Kentucky State Police now want to hear from area residents who had trees trimmed or removed from their property around the time of Officer Jason Ellis' murder.
Before Tuesday, investigators were tight-lipped about the type of debris that Ellis was attempting to clear when he was shot multiple times on an off ramp to the Bluegrass Parkway on May 25th.
"We are asking anyone that had any tree trimming or yard work done, we would ask that they contact Kentucky State Police," Trooper Brad Riley told reporters during an afternoon news conference Tuesday. "Part of what Officer Jason Ellis was removing was some tree debris... some tree limbs."

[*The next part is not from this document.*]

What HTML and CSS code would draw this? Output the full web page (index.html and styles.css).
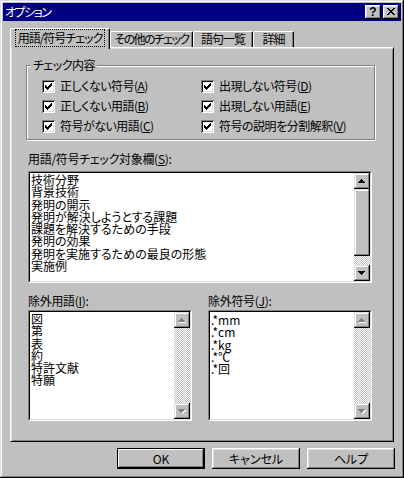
FILE: index.html
```html
<!DOCTYPE html>
<html lang="ja">
<head>
<meta charset="utf-8">
<title>オプション</title>
<link rel="stylesheet" href="styles.css">
</head>
<body>
<div class="window">
  <div class="titlebar">
    <span class="title">オプション</span>
    <div class="title-buttons">
      <div class="tbtn help">?</div>
      <div class="tbtn"><svg width="16" height="14" viewBox="0 0 16 14"><path transform="translate(4 3)" d="M0 0h2v1H0zM6 0h2v1H6zM1 1h2v1H1zM5 1h2v1H5zM2 2h4v1H2zM3 3h2v1H3zM2 4h4v1H2zM1 5h2v1H1zM5 5h2v1H5zM0 6h2v1H0zM6 6h2v1H6z" fill="#000"/></svg></div>
    </div>
  </div>
  <div class="client">
    <div class="tabs">
      <div class="tab active"><span class="focus">用語/符号チェック</span></div>
      <div class="tab t2">その他のチェック</div>
      <div class="tab t3">語句一覧</div>
      <div class="tab t4">詳細</div>
    </div>
    <div class="panel">
      <fieldset class="group">
        <legend>チェック内容</legend>
        <div class="checks">
          <div class="check"><span class="box"><svg width="13" height="13" viewBox="0 0 13 13"><path transform="translate(3 3)" d="M0 2h1v3H0zM1 3h1v3H1zM2 4h1v3H2zM3 3h1v3H3zM4 2h1v3H4zM5 1h1v3H5zM6 0h1v3H6z" fill="#000"/></svg></span><span>正しくない符号(<u>A</u>)</span></div>
          <div class="check"><span class="box"><svg width="13" height="13" viewBox="0 0 13 13"><path transform="translate(3 3)" d="M0 2h1v3H0zM1 3h1v3H1zM2 4h1v3H2zM3 3h1v3H3zM4 2h1v3H4zM5 1h1v3H5zM6 0h1v3H6z" fill="#000"/></svg></span><span>出現しない符号(<u>D</u>)</span></div>
          <div class="check"><span class="box"><svg width="13" height="13" viewBox="0 0 13 13"><path transform="translate(3 3)" d="M0 2h1v3H0zM1 3h1v3H1zM2 4h1v3H2zM3 3h1v3H3zM4 2h1v3H4zM5 1h1v3H5zM6 0h1v3H6z" fill="#000"/></svg></span><span>正しくない用語(<u>B</u>)</span></div>
          <div class="check"><span class="box"><svg width="13" height="13" viewBox="0 0 13 13"><path transform="translate(3 3)" d="M0 2h1v3H0zM1 3h1v3H1zM2 4h1v3H2zM3 3h1v3H3zM4 2h1v3H4zM5 1h1v3H5zM6 0h1v3H6z" fill="#000"/></svg></span><span>出現しない用語(<u>E</u>)</span></div>
          <div class="check"><span class="box"><svg width="13" height="13" viewBox="0 0 13 13"><path transform="translate(3 3)" d="M0 2h1v3H0zM1 3h1v3H1zM2 4h1v3H2zM3 3h1v3H3zM4 2h1v3H4zM5 1h1v3H5zM6 0h1v3H6z" fill="#000"/></svg></span><span>符号がない用語(<u>C</u>)</span></div>
          <div class="check"><span class="box"><svg width="13" height="13" viewBox="0 0 13 13"><path transform="translate(3 3)" d="M0 2h1v3H0zM1 3h1v3H1zM2 4h1v3H2zM3 3h1v3H3zM4 2h1v3H4zM5 1h1v3H5zM6 0h1v3H6z" fill="#000"/></svg></span><span>符号の説明を分割解釈(<u>V</u>)</span></div>
        </div>
      </fieldset>

      <div class="label first">用語/符号チェック対象欄(<u>S</u>):</div>
      <div class="listbox big">
        <div class="lb-inner">
          <div class="items">
            <div>技術分野</div>
            <div>背景技術</div>
            <div>発明の開示</div>
            <div>発明が解決しようとする課題</div>
            <div>課題を解決するための手段</div>
            <div>発明の効果</div>
            <div>発明を実施するための最良の形態</div>
            <div>実施例</div>
          </div>
          <div class="scrollbar">
            <div class="sb-btn"><svg width="16" height="16" viewBox="0 0 16 16"><path d="M7 6h1v1H7zM6 7h3v1H6zM5 8h5v1H5zM4 9h7v1H4z" fill="#000"/></svg></div>
            <div class="sb-thumb"></div>
            <div class="sb-track"></div>
            <div class="sb-btn"><svg width="16" height="16" viewBox="0 0 16 16"><path d="M4 6h7v1H4zM5 7h5v1H5zM6 8h3v1H6zM7 9h1v1H7z" fill="#000"/></svg></div>
          </div>
        </div>
      </div>

      <div class="pair">
        <div class="col">
          <div class="label">除外用語(<u>I</u>):</div>
          <div class="listbox small">
            <div class="lb-inner">
              <div class="items">
                <div>図</div>
                <div>第</div>
                <div>表</div>
                <div>約</div>
                <div>特許文献</div>
                <div>特願</div>
              </div>
              <div class="scrollbar">
                <div class="sb-btn"><svg width="16" height="16" viewBox="0 0 16 16"><path d="M8 7h1v1H8zM7 8h3v1H7zM6 9h5v1H6zM5 10h7v1H5z" fill="#fff"/><path d="M7 6h1v1H7zM6 7h3v1H6zM5 8h5v1H5zM4 9h7v1H4z" fill="#808080"/></svg></div>
                <div class="sb-track"></div>
                <div class="sb-btn"><svg width="16" height="16" viewBox="0 0 16 16"><path d="M5 7h7v1H5zM6 8h5v1H6zM7 9h3v1H7zM8 10h1v1H8z" fill="#fff"/><path d="M4 6h7v1H4zM5 7h5v1H5zM6 8h3v1H6zM7 9h1v1H7z" fill="#808080"/></svg></div>
              </div>
            </div>
          </div>
        </div>
        <div class="col">
          <div class="label">除外符号(<u>J</u>):</div>
          <div class="listbox small">
            <div class="lb-inner">
              <div class="items sym">
                <div>.*mm</div>
                <div>.*cm</div>
                <div>.*kg</div>
                <div>.*℃</div>
                <div>.*回</div>
              </div>
              <div class="scrollbar">
                <div class="sb-btn"><svg width="16" height="16" viewBox="0 0 16 16"><path d="M8 7h1v1H8zM7 8h3v1H7zM6 9h5v1H6zM5 10h7v1H5z" fill="#fff"/><path d="M7 6h1v1H7zM6 7h3v1H6zM5 8h5v1H5zM4 9h7v1H4z" fill="#808080"/></svg></div>
                <div class="sb-track"></div>
                <div class="sb-btn"><svg width="16" height="16" viewBox="0 0 16 16"><path d="M5 7h7v1H5zM6 8h5v1H6zM7 9h3v1H7zM8 10h1v1H8z" fill="#fff"/><path d="M4 6h7v1H4zM5 7h5v1H5zM6 8h3v1H6zM7 9h1v1H7z" fill="#808080"/></svg></div>
              </div>
            </div>
          </div>
        </div>
      </div>
    </div>

    <div class="buttons">
      <div class="btn default">OK</div>
      <div class="btn">キャンセル</div>
      <div class="btn">ヘルプ</div>
    </div>
  </div>
</div>
</body>
</html>
```

FILE: styles.css
```css
* { box-sizing: border-box; }
html, body { margin: 0; padding: 0; }
body {
  width: 404px;
  height: 478px;
  background: #c0c0c0;
  font-family: "Noto Sans CJK JP", sans-serif;
  font-size: 12px;
  line-height: 12px;
  color: #000;
  font-feature-settings: "palt" 1;
}
svg { display: block; shape-rendering: crispEdges; }
u { text-decoration-thickness: 1px; text-underline-offset: 1px; }

.window {
  width: 404px;
  height: 478px;
  padding: 3px;
  background: #c0c0c0;
  box-shadow: inset -1px -1px #000, inset 1px 1px #dfdfdf, inset -2px -2px #808080, inset 2px 2px #fff;
  display: flex;
  flex-direction: column;
}

.titlebar {
  height: 18px;
  flex: none;
  background: #000080;
  color: #fff;
  display: flex;
  align-items: center;
  justify-content: space-between;
  padding: 0 2px;
}
.title { line-height: 12px; letter-spacing: -1.5px; }
.title-buttons { display: flex; gap: 2px; }
.tbtn {
  width: 16px;
  height: 14px;
  background: #c0c0c0;
  box-shadow: inset -1px -1px #000, inset 1px 1px #fff, inset -2px -2px #808080, inset 2px 2px #dfdfdf;
}
.tbtn.help {
  font-family: "Liberation Sans", sans-serif;
  font-weight: bold;
  font-size: 12px;
  line-height: 14px;
  text-align: center;
  color: #000;
}

.client {
  flex: 1;
  padding: 7px 7px 0 7px;
  display: flex;
  flex-direction: column;
}

.tabs {
  height: 19px;
  display: flex;
  align-items: flex-end;
}
.tab {
  height: 16px;
  border-top: 1px solid #fff;
  border-left: 1px solid #fff;
  border-right: 1px solid #000;
  border-radius: 2px 2px 0 0;
  box-shadow: inset -1px 0 #808080;
  line-height: 14px;
  text-align: center;
  white-space: nowrap;
  letter-spacing: -1px;
  background: #c0c0c0;
}
.tab.active {
  width: 100px;
  height: 21px;
  margin-bottom: -2px;
  position: relative;
  z-index: 1;
  padding-top: 1px;
}
.t2 { width: 83px; letter-spacing: -1.6px; }
.t3 { width: 60px; }
.t4 { width: 41px; }
.focus {
  display: inline-block;
  outline: 1px dotted #000;
  outline-offset: 0;
  padding: 1px 2px;
  line-height: 14px;
}

.panel {
  height: 395px;
  flex: none;
  border: 1px solid;
  border-color: #fff #000 #000 #fff;
  box-shadow: inset 1px 1px #dfdfdf, inset -1px -1px #808080;
  padding: 11px 21px 0 17px;
}

.group {
  margin: 0 -3px 0 -2px;
  padding: 5px 0 3px 4px;
  border: 1px solid #808080;
  box-shadow: inset 1px 1px #fff, 1px 1px #fff;
  min-width: 0;
}
.group legend {
  padding: 0 2px;
  line-height: 12px;
  background: #c0c0c0;
  letter-spacing: -0.5px;
}
.checks {
  display: grid;
  grid-template-columns: 159px 1fr;
  grid-auto-rows: 20px;
  padding-left: 11px;
}
.check {
  display: flex;
  align-items: center;
  gap: 5px;
  white-space: nowrap;
  letter-spacing: -0.5px;
}
.box {
  width: 13px;
  height: 13px;
  flex: none;
  background: #fff;
  box-shadow: inset 1px 1px #808080, inset -1px -1px #fff, inset 2px 2px #000, inset -2px -2px #dfdfdf;
}

.label { margin-top: 12px; white-space: nowrap; letter-spacing: -0.3px; }
.label.first { margin-top: 13px; }

.listbox {
  border: 1px solid;
  border-color: #808080 #fff #fff #808080;
}
.listbox.big { margin-top: 6px; height: 112px; }
.listbox.small { margin-top: 3px; height: 111px; }
.lb-inner {
  height: 100%;
  border: 1px solid;
  border-color: #000 #dfdfdf #dfdfdf #000;
  background: #fff;
  display: flex;
}
.items {
  flex: 1;
  min-width: 0;
  padding: 1px 0 0 1px;
  line-height: 12.3px;
  white-space: nowrap;
}
.items.sym { padding-top: 2px; }

.scrollbar {
  width: 16px;
  flex: none;
  display: flex;
  flex-direction: column;
}
.sb-btn, .sb-thumb {
  background: #c0c0c0;
  box-shadow: inset -1px -1px #000, inset 1px 1px #dfdfdf, inset -2px -2px #808080, inset 2px 2px #fff;
}
.sb-btn { height: 16px; flex: none; }
.sb-thumb { height: 67px; flex: none; }
.sb-track {
  flex: 1;
  background-image: repeating-conic-gradient(#c0c0c0 0 25%, #fff 0 50%);
  background-size: 2px 2px;
}

.pair {
  display: grid;
  grid-template-columns: 164px 164px;
  column-gap: 16px;
}

.buttons {
  display: flex;
  justify-content: flex-end;
  gap: 7px;
  margin-top: 6px;
  margin-right: -1px;
}
.btn {
  width: 88px;
  height: 21px;
  display: flex;
  align-items: center;
  justify-content: center;
  background: #c0c0c0;
  box-shadow: inset -1px -1px #000, inset 1px 1px #fff, inset -2px -2px #808080, inset 2px 2px #dfdfdf;
}
.btn.default {
  box-shadow: inset 0 0 0 1px #000, inset -2px -2px #000, inset 2px 2px #fff, inset -3px -3px #808080;
}
```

Kentucky State Police have said they believe the debris was intentionally placed there and that Ellis was ambushed in a "premeditated" killing.
Bardstown Police Chief Rick McCubbin, who has said he believes Ellis was specifically targeted because of his police work, was asked Tuesday about how important those tree limbs are to the investigation.
"(I'd say) vital at this point because that's pretty much all we've got to be quite honest. There are other pieces of evidence of course but right now that's the most we've got," McCubbin told WDRB's Bennett Haeberle.
A Kentucky State Police spokesman said the limbs did not appear to be from the immediate area, but declined to provide further details.
"We are not going to release any more of the investigation right now. What we've released is what we release," said Riley.
Chief Rick McCubbin says his officers are still becoming accustomed to the "new normal" - a daily police life without their only K-9 officer. McCubbin says he's anxious for an arrest.
"If it takes a lot longer to be solved, I have to learn to be patient. I want it done right. I don't want any dismissals in court at this point," McCubbin said.
Ellis' picture has been placed in numerous store front windows in Bardstown. The crime has rattled the community.
"Especially to this magnitude (of something like this). It just breaks your heart. My heart goes out to the family. Whoever did this needs to be caught," said Wilma Sorrell, a Bardstown resident who stopped by the Bardstown Police Department to buy a raffle ticket. She later learned the raffle tickets benefiting a fund for Officer Ellis were sold out.
A reward fund leading to the arrest of those responsible for Ellis' murder has topped $125,000 and is expected to grow.